### DATASET EXCERPT:

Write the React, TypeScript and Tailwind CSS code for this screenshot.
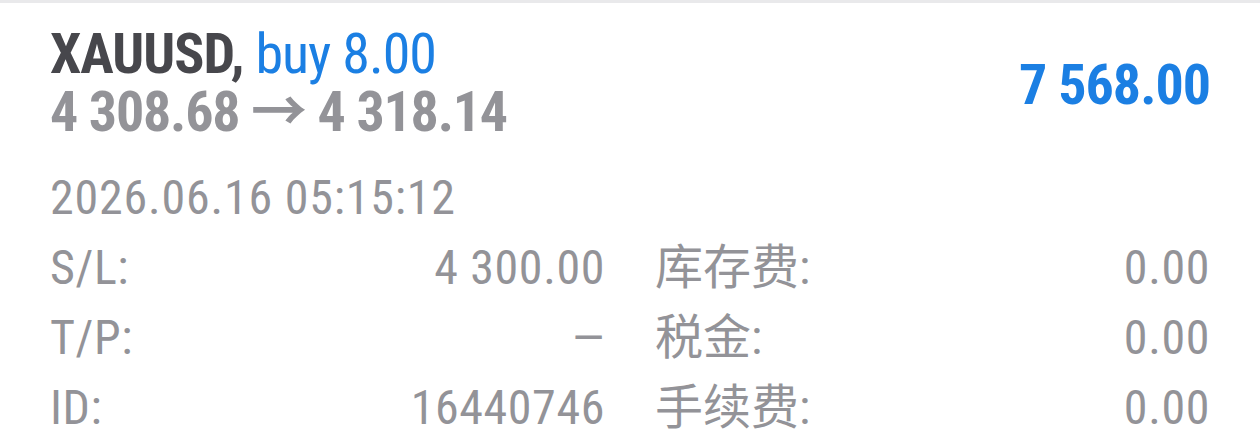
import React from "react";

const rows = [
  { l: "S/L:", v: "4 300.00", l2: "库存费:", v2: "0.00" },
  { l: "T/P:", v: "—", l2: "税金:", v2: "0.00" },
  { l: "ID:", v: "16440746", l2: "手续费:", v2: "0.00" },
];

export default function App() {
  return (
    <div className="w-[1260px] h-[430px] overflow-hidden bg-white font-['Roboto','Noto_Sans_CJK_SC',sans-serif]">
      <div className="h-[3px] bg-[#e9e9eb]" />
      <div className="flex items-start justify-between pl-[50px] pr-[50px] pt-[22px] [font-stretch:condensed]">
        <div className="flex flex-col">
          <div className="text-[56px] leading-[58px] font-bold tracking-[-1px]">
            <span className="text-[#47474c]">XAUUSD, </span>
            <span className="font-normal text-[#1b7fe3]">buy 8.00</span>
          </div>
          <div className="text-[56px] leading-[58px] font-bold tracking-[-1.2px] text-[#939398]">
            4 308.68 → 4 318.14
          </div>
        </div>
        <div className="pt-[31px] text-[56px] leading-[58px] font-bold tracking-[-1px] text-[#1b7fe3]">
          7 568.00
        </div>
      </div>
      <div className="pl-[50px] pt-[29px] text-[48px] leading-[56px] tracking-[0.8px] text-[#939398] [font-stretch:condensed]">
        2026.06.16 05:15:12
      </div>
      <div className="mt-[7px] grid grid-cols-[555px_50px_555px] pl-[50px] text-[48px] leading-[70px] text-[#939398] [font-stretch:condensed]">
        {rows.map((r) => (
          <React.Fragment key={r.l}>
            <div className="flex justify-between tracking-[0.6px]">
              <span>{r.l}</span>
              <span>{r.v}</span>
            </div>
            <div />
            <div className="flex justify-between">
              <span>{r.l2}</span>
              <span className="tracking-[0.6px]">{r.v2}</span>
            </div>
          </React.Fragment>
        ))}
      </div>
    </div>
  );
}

### TASK PROMPT:
Pull out all lines of the data with the string "React".

### TASK SOLUTION:
Write the React, TypeScript and Tailwind CSS code for this screenshot.
import React from "react";
          <React.Fragment key={r.l}>
          </React.Fragment>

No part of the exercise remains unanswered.